Americans, however, come reluctantly to the task of this examination, for two reasons. First, we are all tired of the war, we hate to think of it or of anything connected with it, and as far as possible, we keep it out of our minds. Second, nearly every reputation of any consequence in this country, political, clerical, academic and journalistic, is already committed, head over ears, to the validity of this theory. How many of our politicians are there whose reputations are not bound up inextricably with this legend of a German plot? How many of our newspaper-editors managed to preserve detachment enough under the pressure of war-propaganda to be able to come forward to-day and say that the question of responsibility for the war should be re-opened? How can the pro-war liberals and ex-pacifists ask for such an inquest when they were all swept off their feet by the specious plea that this war was a different war from all other wars in the history of mankind? What can our ministers of religion say after the unreserved endorsement that they put upon the sanctity of the Allied cause? What can our educators say, after having served so zealously the ends of the official propagandists? From our journalists and men of letters what can we expect—after all his rodomontade about Potsdam and the Potsdam gang, how could we expect Dr. Henry Van Dyke, for instance, to face the fact that the portentous Potsdam meeting of the Crown Council on 5 July, 1914, never took place at all? There is no use in trying to put a breaking-strain upon human nature, or, on the other hand, in assuming a pharisaic attitude towards its simplest and commonest frailties. It is best, under the circumstances, merely to understand that on this question every institutional voice in the United States is tongue-tied. Press, pulpit, schools and universities, charities and foundations, forums, all are silent; and to expect them to break their silence is to expect more than should be expected from the pride of opinion in average human nature.


II

In examining the evidence let us first take Mr. Lloyd George's own statement of the theory. Except in one particular, it presents the case against Germany quite as it has been rehearsed by nearly every institutional voice in the United States. On 4 August, 1917—after America's entry into the war—the British Premier said:

What are we fighting for? To defeat the most dangerous conspiracy ever plotted against the liberty of nations; carefully, skilfully, insidiously, clandestinely planned in every detail, with ruthless, cynical determination.

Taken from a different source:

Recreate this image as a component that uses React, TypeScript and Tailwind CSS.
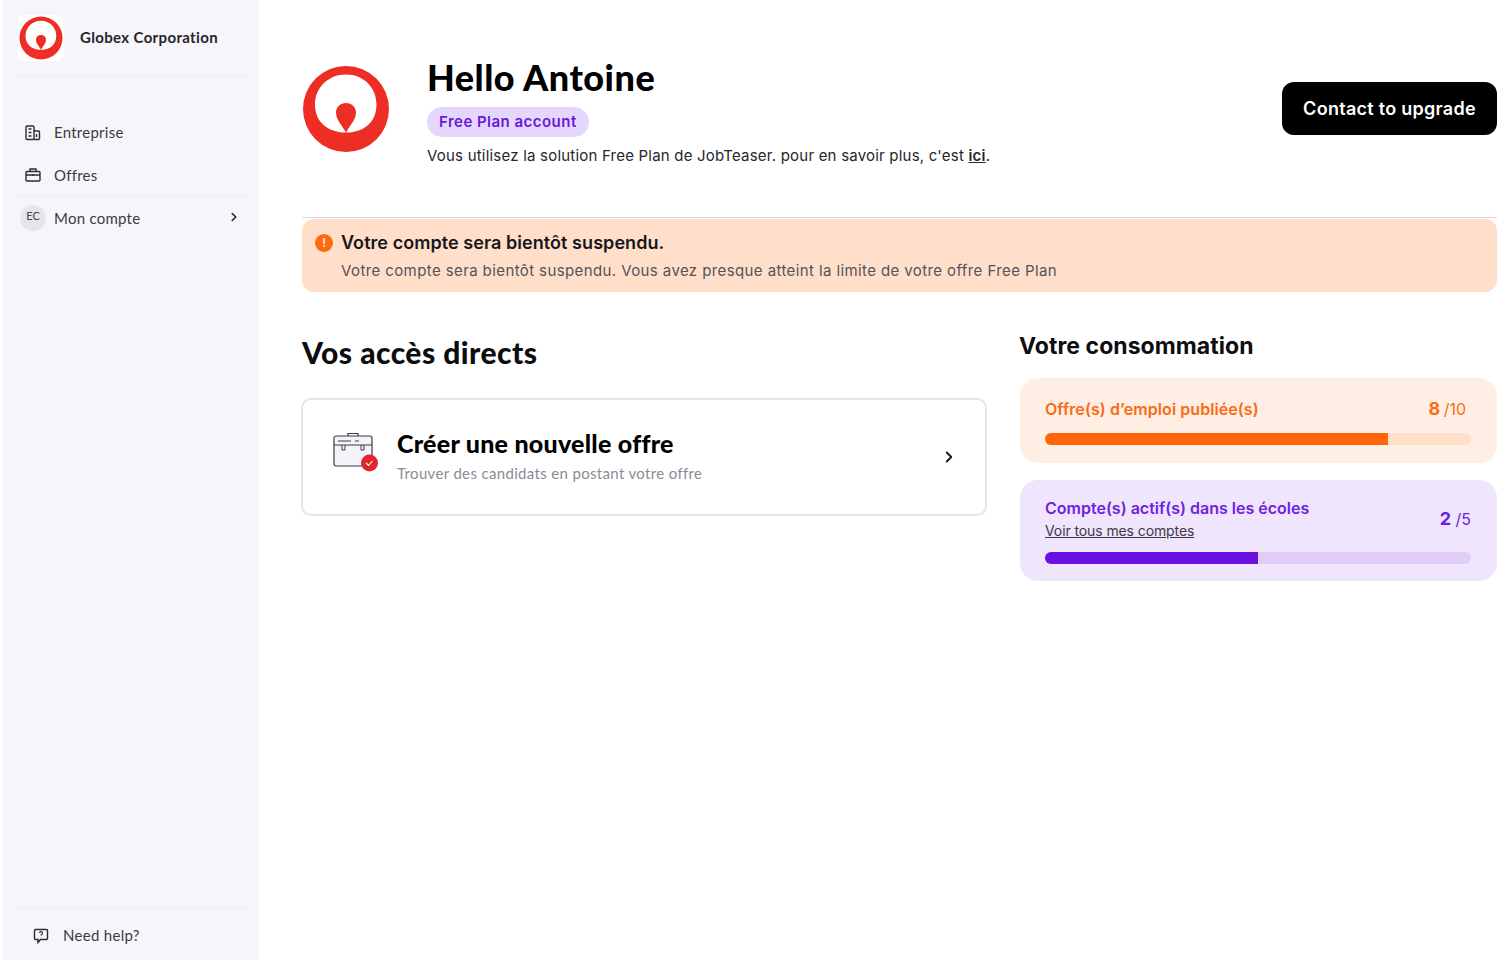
import React from 'react';
import { ChevronRight } from 'lucide-react';

const Logo = ({ className }: { className: string }) => (
  <svg viewBox="0 0 88 88" className={className}>
    <path
      fillRule="evenodd"
      fill="#ee2e24"
      d="M44 1a43 43 0 1 0 0 86a43 43 0 1 0 0-86ZM44 9.500C62 9.500 74.500 23 74.500 39.500C74.500 55 65 65.500 48 67.500L40 67.500C23 65.500 13 55 13 39.500C13 23 26 9.500 44 9.500Z"
    />
    <path fill="#ee2e24" d="M44 38c5.500 0 10 4 10 9.500c0 7-5.500 12-10 20c-4.500-8-10-13-10-20c0-5.500 4.500-9.500 10-9.500Z" />
  </svg>
);

const BuildingIcon = () => (
  <svg viewBox="0 0 16 16" className="h-4 w-4" fill="none" stroke="#2b2b33" strokeWidth="1.400">
    <rect x="1" y="1" width="8" height="13.500" rx="1" />
    <path d="M9 6h4.500a1 1 0 0 1 1 1v6.500a1 1 0 0 1-1 1H9" />
    <path d="M3.500 4h3M3.500 7.500h3M3.500 11h3M11.500 9v3" />
  </svg>
);

const BagIcon = () => (
  <svg viewBox="0 0 16 16" className="h-4 w-4" fill="none" stroke="#2b2b33" strokeWidth="1.400">
    <rect x="1" y="4.500" width="14" height="9.500" rx="1" />
    <path d="M5 4.500V2h6v2.500M1 8h14M8 7v2" />
  </svg>
);

const HelpIcon = () => (
  <svg viewBox="0 0 16 16" className="h-4 w-4" fill="none" stroke="#2b2b33" strokeWidth="1.400">
    <path d="M2.500 1.500h11a1 1 0 0 1 1 1v8a1 1 0 0 1-1 1H7.500L5 14.500v-3H2.500a1 1 0 0 1-1-1v-8a1 1 0 0 1 1-1Z" />
    <path d="M6.500 5a1.500 1.500 0 1 1 2 1.500c-.4.200-.5.500-.5 1M8 9v.3" strokeWidth="1.200" />
  </svg>
);

const CaseIcon = () => (
  <svg viewBox="0 0 46 42" className="-mt-[10px] h-[42px] w-[46px]" fill="none">
    <rect x="1" y="5" width="38" height="30" rx="2" fill="#f4f4f8" stroke="#3a3a42" strokeWidth="1.200" />
    <path d="M15 5V2.500h10V5" stroke="#3a3a42" strokeWidth="1.200" />
    <path d="M1 14h38M5 10h13M22 10h4" stroke="#3a3a42" strokeWidth="1" />
    <path d="M9 14v5h3v-5M28 14v5h3v-5" stroke="#3a3a42" strokeWidth="1" />
    <circle cx="36.500" cy="32" r="8.500" fill="#e0262c" />
    <path d="M33 32l2.500 2.500l4-4.500" stroke="#fff" strokeWidth="1.100" />
  </svg>
);

const Meter = ({ value, track, fill }: { value: string; track: string; fill: string }) => (
  <div className={`h-[12px] w-full overflow-hidden rounded-full ${track}`}>
    <div className={`h-full ${fill}`} style={{ width: value }} />
  </div>
);

export default function App() {
  return (
    <div className="flex h-screen w-full bg-white font-['Lato',sans-serif] text-[#17171c]">
      {/* Sidebar */}
      <aside className="ml-[3px] flex h-full w-[256px] shrink-0 flex-col bg-[#f6f6fa] px-[9px]">
        <div className="flex h-[76px] items-center gap-[16px] border-b border-[#ebebf1] px-[6px]">
          <div className="h-[46px] w-[46px] rounded-md bg-white p-[1px]">
            <Logo className="h-[44px] w-[44px]" />
          </div>
          <span className="text-[15px] font-bold tracking-[0.35px] text-[#25252b]">Globex Corporation</span>
        </div>
        <nav className="mt-[35px] flex flex-col text-[15px] tracking-[0.25px] text-[#3b3b44]">
          <a className="flex h-[43px] items-center gap-[13px] px-[13px]"><BuildingIcon /> Entreprise</a>
          <a className="flex h-[41px] items-center gap-[13px] px-[13px] pt-[1px]"><BagIcon /> Offres</a>
          <a className="flex h-[46px] items-center gap-[8px] border-t border-[#ebebf1] pb-[1px] pl-[8px] pr-[9px]">
            <span className="-mt-[1px] flex h-[26px] w-[26px] items-center justify-center rounded-full bg-[#e5e5ec] pb-[2px] text-[11px] tracking-normal text-[#44444c]">EC</span>
            Mon compte
            <ChevronRight className="ml-auto -mt-[2px] h-[14px] w-[14px] text-[#25252b]" strokeWidth={2.800} />
          </a>
        </nav>
        <div className="mt-auto flex h-[52px] items-center gap-[14px] border-t border-[#ebebf1] px-[21px] pt-[2px] text-[15px] tracking-[0.3px] text-[#3b3b44]">
          <HelpIcon /> Need help?
        </div>
      </aside>

      {/* Main */}
      <main className="min-w-0 flex-1 pl-[43px] pr-[4px] font-['Inter',sans-serif]">
        <header className="flex h-[218px] items-start border-b border-[#d9d9e2] pt-[59px]">
          <Logo className="mt-[6px] h-[88px] w-[88px]" />
          <div className="ml-[37px] flex flex-col items-start">
            <h1 className="font-['Lato',sans-serif] text-[36px] font-black leading-[36px] tracking-[0.5px] text-black">Hello Antoine</h1>
            <span className="mt-[12px] rounded-full bg-[#e4d7fb] px-[12px] py-[5px] text-[15px] font-semibold leading-[20px] tracking-[0.47px] text-[#6a17dc]">Free Plan account</span>
            <p className="mt-[8px] text-[15px] leading-[22px] tracking-[0.21px] text-[#26262c]">
              Vous utilisez la solution Free Plan de JobTeaser. pour en savoir plus, c'est <a className="font-semibold underline">ici</a>.
            </p>
          </div>
          <button className="ml-auto mt-[23px] h-[53px] w-[215px] rounded-[12px] bg-black text-[18px] font-semibold tracking-[0.28px] text-white">Contact to upgrade</button>
        </header>

        <section className="mt-[1px] h-[73px] rounded-[12px] bg-[#ffdfca] px-[13px] pt-[12px]">
          <div className="flex items-center gap-[8px]">
            <span className="flex h-[18px] w-[18px] items-center justify-center rounded-full bg-[#fe6a0e] text-[12px] font-bold text-[#ffdfca]">!</span>
            <strong className="text-[18px] font-semibold leading-[24px] tracking-[0.06px] text-[#17171c]">Votre compte sera bientôt suspendu.</strong>
          </div>
          <p className="ml-[26px] mt-[5px] text-[15px] leading-[22px] tracking-[0.4px] text-[#55535a]">Votre compte sera bientôt suspendu. Vous avez presque atteint la limite de votre offre Free Plan</p>
        </section>

        <div className="flex gap-[32px]">
          <div className="w-[686px] shrink-0">
            <h2 className="mt-[41px] font-['Lato',sans-serif] text-[30px] font-black leading-[38px] tracking-[0.45px] text-[#0d0d10]">Vos accès directs</h2>
            <a className="mt-[27px] -ml-[1px] flex h-[118px] w-[686px] items-center rounded-[10px] border-2 border-[#e4e4ea] pl-[30px] pr-[27px]">
              <CaseIcon />
              <div className="ml-[18px] -mt-[5px] flex flex-col">
                <h3 className="font-['Lato',sans-serif] text-[25px] font-black leading-[32px] tracking-[0.25px] text-black">Créer une nouvelle offre</h3>
                <p className="mt-[4px] font-['Lato',sans-serif] text-[15px] leading-[20px] tracking-[0.34px] text-[#8b8b97]">Trouver des candidats en postant votre offre</p>
              </div>
              <ChevronRight className="ml-auto h-[18px] w-[18px] text-[#17171c]" strokeWidth={2.500} />
            </a>
          </div>

          <div className="min-w-0 flex-1">
            <h2 className="-ml-[1px] mt-[39px] text-[23px] font-bold leading-[30px] tracking-[0.05px] text-[#0d0d10]">Votre consommation</h2>
            <div className="mt-[17px] h-[85px] rounded-[18px] bg-[#ffeee4] pl-[25px] pr-[26px] pt-[19px]">
              <div className="flex items-center justify-between pr-[5px]">
                <span className="text-[16px] font-semibold leading-[24px] tracking-[0.07px] text-[#fb6a14]">Offre(s) d’emploi publiée(s)</span>
                <span className="text-[16px] leading-[24px] text-[#fb6a14]"><b className="mr-[-1px] text-[18px]">8</b> /10</span>
              </div>
              <div className="mt-[12px]"><Meter value="80.500%" track="bg-[#ffdfca]" fill="bg-[#ff650a]" /></div>
            </div>
            <div className="mt-[17px] h-[101px] rounded-[18px] bg-[#efe5fd] pl-[25px] pr-[26px] pt-[16px]">
              <div className="flex items-center justify-between">
                <div className="flex flex-col">
                  <span className="text-[16px] font-semibold leading-[24px] text-[#6f1fe0]">Compte(s) actif(s) dans les écoles</span>
                  <a className="text-[14px] leading-[22px] tracking-[-0.1px] text-[#3e3a48] underline">Voir tous mes comptes</a>
                </div>
                <span className="-mt-[2px] text-[16px] text-[#6f1fe0]"><b className="text-[18px]">2</b> /5</span>
              </div>
              <div className="mt-[10px]"><Meter value="50%" track="bg-[#e0cef8]" fill="bg-[#6a10e0]" /></div>
            </div>
          </div>
        </div>
      </main>
    </div>
  );
}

Except for one point, this statement sums up what we have all heard to be the essential doctrine of the war. The one missing point in Mr. Lloyd George's indictment is that the great German conspiracy was launched upon an unprepared Europe. In Europe itself, the official propagandists did not make much of this particular point, for far too many people knew better; but in the United States it was promulgated widely. Indeed, this romance of Allied unpreparedness was an essential part of the whole story of German responsibility. Germany, so the official story ran, not only plotted in secret, but she sprung her plot upon a Europe that was wholly unprepared and unsuspecting. Her action was like that of a highwayman leaping from ambush upon a defenceless wayfarer. Belgium was unprepared, France unprepared, Russia unprepared, England unprepared; and in face of an unprovoked attack, these nations hurriedly drew together in an extemporized union, and held the "mad dog" at bay with an extemporized defence until they could devise a plan of common action and a pooling of military and naval resources.

Such, then, is a fair statement of the doctrine of the war as America was taught it. Next, in order to show how fundamental this doctrine is to the terms of the peace treaty, let us consider another statement of Mr. Lloyd George made 3 March, 1921:

For the allies, German responsibility for the war is fundamental. It is the basis upon which the structure of the treaty of Versailles has been erected, and if that acknowledgment is repudiated or abandoned, the treaty is destroyed.... We wish, therefore, once and for all, to make it quite clear that German responsibility for the war must be treated by the Allies as a chose jugée.